Support both local kernels and remote (via kernel gateway) at the same time. #1187

ojarjur · 2023-01-25T21:45:55Z

Problem

I love the option of connecting a Jupyter server to a kernel gateway, but it is currently an all-or-nothing experience; either all of your kernels run locally or they all run using the kernel gateway.

I would like it if I could pick either local or remote when I am selecting a kernelspec.

For example, I want to be able to have two notebooks open in JupyterLab, and be able to run one of them using a kernel started by my local server, and have the other one using a kernel started by a kernel gateway.

Proposed Solution

It is possible to solve this by using some sort of an intermediary proxy as a kernel gateway, which is responsible for deciding whether to run the kernels locally or remotely.

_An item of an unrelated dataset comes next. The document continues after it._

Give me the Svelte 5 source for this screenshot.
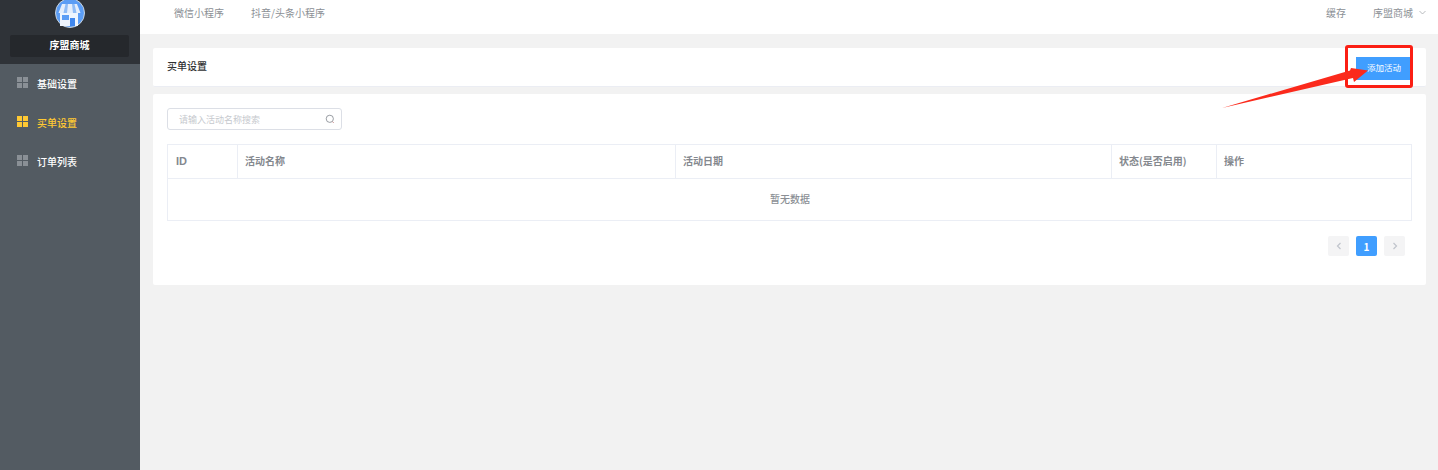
<script>
  const menus = [
    { name: '基础设置' },
    { name: '买单设置', active: true },
    { name: '订单列表' }
  ];
  const columns = ['ID', '活动名称', '活动日期', '状态(是否启用)', '操作'];
</script>

<div class="page">
  <aside class="side">
    <div class="brand">
      <div class="logo">
        <svg width="30" height="30" viewBox="0 0 30 30">
          <circle cx="15" cy="15" r="14.5" fill="#5b9df5" stroke="#c9d3dc" stroke-width="1" />
          <path d="M7 6h15l3.500 9h-22z" fill="#e4eefc" />
          <path d="M10.500 6h2.500l-1 9H8.500zM17 6h2.500l2 9h-3.500z" fill="#8fbcf6" />
          <rect x="5" y="15" width="18" height="13" fill="#eef5fe" />
          <rect x="7" y="17" width="7" height="5" fill="#5b9df5" />
          <rect x="15" y="20" width="5" height="8" fill="#3f87ee" />
        </svg>
      </div>
      <div class="shop">序盟商城</div>
    </div>
    <nav class="menu">
      {#each menus as m}
        <div class="item" class:active={m.active}>
          <span class="grid-icon"><i></i><i></i><i></i><i></i></span>
          <span>{m.name}</span>
        </div>
      {/each}
    </nav>
  </aside>

  <div class="main">
    <header class="top">
      <div class="tabs">
        <span>微信小程序</span>
        <span>抖音/头条小程序</span>
      </div>
      <div class="right">
        <span>缓存</span>
        <span class="user">序盟商城
          <svg width="7" height="5" viewBox="0 0 7 5"><path d="M.5 1l3 3 3-3" fill="none" stroke="#a6a9ad" stroke-width=".8" /></svg>
        </span>
      </div>
    </header>

    <div class="content">
      <section class="head card">
        <span class="title">买单设置</span>
        <button class="add">添加活动</button>
      </section>

      <section class="card body">
        <div class="search">
          <span class="ph">请输入活动名称搜索</span>
          <svg width="10" height="10" viewBox="0 0 10 10">
            <circle cx="4.8" cy="4.8" r="3.6" fill="none" stroke="#8d9299" stroke-width=".9" />
            <path d="M7.4 7.6l1.4 1.4" stroke="#c98a8a" stroke-width=".9" />
          </svg>
        </div>

        <div class="table">
          <div class="row">
            {#each columns as c}
              <div class="th">{c}</div>
            {/each}
          </div>
          <div class="empty">暂无数据</div>
        </div>

        <div class="pager">
          <span class="pg">
            <svg width="6" height="8" viewBox="0 0 6 8"><path d="M4.500 1L1.500 4l3 3" fill="none" stroke="#c0c4cc" stroke-width="1.200" /></svg>
          </span>
          <span class="pg on">1</span>
          <span class="pg">
            <svg width="6" height="8" viewBox="0 0 6 8"><path d="M1.500 1l3 3-3 3" fill="none" stroke="#c0c4cc" stroke-width="1.200" /></svg>
          </span>
        </div>
      </section>
    </div>
  </div>

  <!-- red annotation drawn over the screenshot -->
  <div class="mark"></div>
  <svg class="arrow" width="160" height="50" viewBox="0 0 160 50">
    <path d="M0 42 L128 4.500 L129 2 L146 4.500 L132 16 L131 12 Z" fill="#fb2a1c" />
  </svg>
</div>

<style>
  :global(body) {
    margin: 0;
    background: #f2f2f2;
  }
  .page {
    position: relative;
    display: flex;
    height: 470px;
    overflow: hidden;
    font-family: "Noto Sans CJK SC", "Liberation Sans", sans-serif;
    font-size: 10px;
    color: #303133;
  }
  .side {
    width: 140px;
    flex-shrink: 0;
    background: #535b62;
  }
  .brand {
    height: 64px;
    background: #2f3338;
    display: flex;
    flex-direction: column;
    align-items: center;
    box-sizing: border-box;
    padding: 0 10px;
  }
  .logo {
    height: 30px;
    margin-top: -2px;
  }
  .logo svg {
    display: block;
  }
  .shop {
    margin-top: 7px;
    width: 119px;
    height: 22px;
    margin-right: 1px;
    line-height: 19px;
    text-align: center;
    background: #25282c;
    border-radius: 2px;
    color: #fff;
    font-weight: 700;
  }
  .menu {
    display: flex;
    flex-direction: column;
    padding-top: 0.5px;
  }
  .item {
    height: 38.700px;
    padding-left: 17px;
    display: flex;
    align-items: center;
    gap: 9px;
    color: #fff;
    font-weight: 500;
  }
  .item.active {
    color: #ffc933;
  }
  .grid-icon {
    display: grid;
    grid-template-columns: 5px 5px;
    gap: 1px;
    margin-top: -2px;
  }
  .grid-icon i {
    width: 5px;
    height: 5px;
    background: #8a9096;
  }
  .active .grid-icon i {
    background: #ffc933;
  }
  .main {
    flex: 1;
    min-width: 0;
  }
  .top {
    height: 34px;
    background: #fff;
    display: flex;
    justify-content: space-between;
    align-items: center;
    padding: 0 12px 9px 34px;
    box-sizing: border-box;
    color: #8b8f95;
  }
  .tabs {
    display: flex;
    gap: 27px;
  }
  .right {
    display: flex;
    gap: 27px;
  }
  .user {
    display: flex;
    align-items: center;
    gap: 6px;
  }
  .content {
    padding: 14px 12px 0 13px;
  }
  .card {
    background: #fff;
    border-radius: 2px;
  }
  .head {
    height: 39px;
    margin-bottom: 7px;
    box-sizing: border-box;
    border-bottom: 1px solid #ebedf3;
    display: flex;
    justify-content: space-between;
    padding: 9px 14px 0;
  }
  .title {
    line-height: 18px;
    font-weight: 500;
  }
  .add {
    width: 56px;
    height: 23px;
    padding: 0 0 3px;
    border: 0;
    background: #409eff;
    color: #fff;
    font-family: inherit;
    font-size: 8.500px;
  }
  .body {
    height: 191px;
    padding: 14px;
    box-sizing: border-box;
  }
  .search {
    width: 175px;
    height: 22px;
    box-sizing: border-box;
    border: 1px solid #dcdfe6;
    border-radius: 3px;
    display: flex;
    align-items: center;
    justify-content: space-between;
    padding: 0 6px 0 11px;
  }
  .ph {
    font-size: 9px;
    color: #c6c9ce;
  }
  .table {
    margin-top: 14px;
    border: 1px solid #ebeef5;
    height: 77px;
    box-sizing: border-box;
  }
  .row {
    display: grid;
    grid-template-columns: 69px 438px 436px 105px 1fr;
    height: 34px;
    box-sizing: border-box;
    border-bottom: 1px solid #ebeef5;
  }
  .th {
    border-left: 1px solid #ebeef5;
    padding-left: 7px;
    line-height: 31px;
    color: #84888e;
    font-weight: 700;
  }
  .th:first-child {
    border-left: 0;
    padding-left: 8px;
    font-family: "Liberation Sans", sans-serif;
    font-size: 11px;
    line-height: 33px;
  }
  .empty {
    text-align: center;
    line-height: 40px;
    padding-left: 1px;
    color: #8b8f95;
    font-weight: 500;
  }
  .pager {
    display: flex;
    justify-content: flex-end;
    gap: 7px;
    margin-top: 15px;
    padding-right: 7px;
  }
  .pg {
    width: 21px;
    height: 20px;
    background: #f4f4f5;
    border-radius: 2px;
    display: flex;
    align-items: center;
    justify-content: center;
    font-weight: 700;
  }
  .pg.on {
    background: #409eff;
    color: #fff;
  }
  .mark {
    position: absolute;
    left: 1345px;
    top: 45px;
    width: 68px;
    height: 43px;
    box-sizing: border-box;
    border: 3px solid #fb1f14;
    border-radius: 3px;
  }
  .arrow {
    position: absolute;
    left: 1222px;
    top: 66px;
  }
</style>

In fact, I have a proof-of-concept implementation of this and was able to verify that it works as you might hope.

However, this approach has a big drawback in that you have to then run two separate instances of the jupyter server locally; one for creating kernels and one for connecting to this proxy, and those two different jupyter servers have to use different configs (telling them where to run the kernels).

It would be much simpler (both in the sense of being cleaner and easier to use) if the jupyter server was able to do this switching natively instead of relying on an intermediary proxy.

Additional context

The proof of concept I linked to above is very specific to my use case and not a general solution to this problem (e.g. it assumes a specific, hard-coded form of auth, etc).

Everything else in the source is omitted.